DOE officials plan to continue offering professional development as a way to boost those high school proficiency scores, explained DOE Commissioner Donna Frett-Gregory in a prepared statement.

“Looking at the released data, it is clear that there have been some gains overall — particularly in the area of our elementary schools — but we continued to be challenged with our high schools in both the areas of reading and math,” according to Frett-Gregory’s statement. “To address these challenges, the department, on the state level, has been supporting the districts and schools by providing our educators with the job embedded professional development they need to really succeed in the classroom.”

“On the district level, our superintendents and their teams have also been implementing a number of intervention programs — such as online comprehension programs in reading and math — for students in need of extra academic help, while also working to identify which of those programs work, which ones don’t, and which ones can be maximized to reach as many students as possible,” Frett-Gregory said. “Consultants have also been working with our State and District Offices of Curriculum and Instruction to provide support to those schools in restructuring.”

GBS Future in Question
The AYP news was announced last week as Coral Bay parents continued questioning DOE’s plans for the future of Guy Benjamin School.

DOE Superintendent Jeanette Smith-Barry met with St. John parents at JESS last week to get feedback on what to do with the small Coral Bay public elementary school. The Coral Bay elementary school, whose students consistently meet AYP standards, has seen steadily declining enrollment, according to a DOE press release.

“Education officials met on St. John this week to receive feedback from parents on the possible placement of Guy Benjamin School students for the upcoming 2014-2015 school year, given the school’s low enrollment numbers and the cost of continuing to keep the campus running in spite of the small student population,” according to a prepared statement by DOE issued after the meeting.

DOE officials, however, did not announce Commissioner Frett-Gregory’s plans to attend last week’s JESS meeting either to the press or to GBS officials.

The prepared statement cited enrollment at GBS as steadily declining from a high of 112 students to the current student body of 55.

“At recent Senate hearings on this issue, officials have also explained that the department has continued to spend upwards of $1 million to operate the school, and while they understand the parents’ desire to keep Guy Benjamin open, the department still has work responsibly within its limited budget,” according to the DOE the press release.

GBS parents, however, say the number of students would be higher if DOE didn’t transfer two grades to JESS this school year. A last minute teacher shortage at JESS just before school opened in September, prompted DOE to transfer kindergarten and first grade from GBS to JESS.

Despite GBS consistently ranking among the highest scoring schools on standardized tests in the territory, many parents are convinced that DOE plans to close the beloved Coral Bay campus.
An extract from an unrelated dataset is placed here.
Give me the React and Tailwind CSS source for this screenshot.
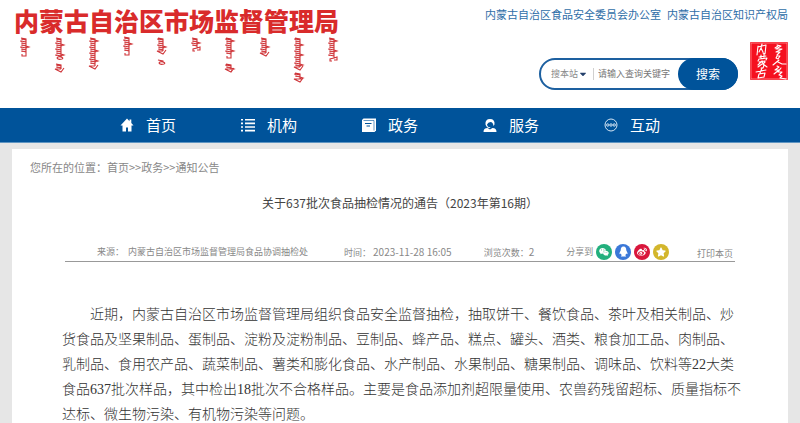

“There have been numerous meetings where government officials are giving parents and faculty different information,” said one parent. “There is a lot of confusion out there. So many people want their children to attend GBS, but they are being told it will be closed.”
Meanwhile, other parents are being told they should register their children at DOE’s early registration on Monday, March 24, at JESS.

Other parents have been told that the early registration is only for new students and Kindergarten students. Adding to the confusion, one parent of a GBS third grader was told she would be turned away if she went to the March 24 registration.

Some parents have been told that GBS would remain open if 100 students were registered, although that figure could not be confirmed by DOE officials last week.

Senator at Large Craig Barshinger has been urging residents to call his office at (340) 693-8061, if they plan to register their children at Guy Benjamin School.

While it remained unclear last week what the future of GBS would hold, DOE is also looking into the possibility of transforming the campus into an early education center, explained Commissioner Frett-Gregory in the prepared statement.

“The department is looking into the early childhood education concept, and has begun discussions with the Department of Human Services to look into the feasibility of a partnership that could transition Guy Benjamin into an Early Headstart/Headstart facility, serving children from ages zero to 5,” according to DOE’s prepared statement.

Parents at last week’s unannounced DOE meeting at JESS also offered additional options for the Coral Bay campus, including GBS becoming the sole elementary school for the island with JESS teaching fourth through eighth grades; and enforcing DOE’s districting policy compelling students to attend the school closest to their homes.

“This was a very productive meeting,” Frett-Gregory said in the prepared statement. “It was important for us to get input from the parents and to see how we can collectively work out a solution that’s in the best interest for both the St. John community as a whole, and the students.”

For more  information about the latest happenings at GBS, check out the school’s Parent Teacher Organization Facebook page at
Residents can support the school on Saturday, March 22, at the Coral Bay Yacht Club’s 18th Flotilla Party at Hansen’s Bay Beach. The event benefits GBS and all proceeds are used to enhance education for students at the school.
Flotilla attendees can sail to the beach party aboard a volunteer sailboat in the morning, for $40 per person, which includes admission. Or residents can drive to the beach where is admission is $20 per person, which includes food consisting of West Indian dishes, hamburgers, hot dogs and salads.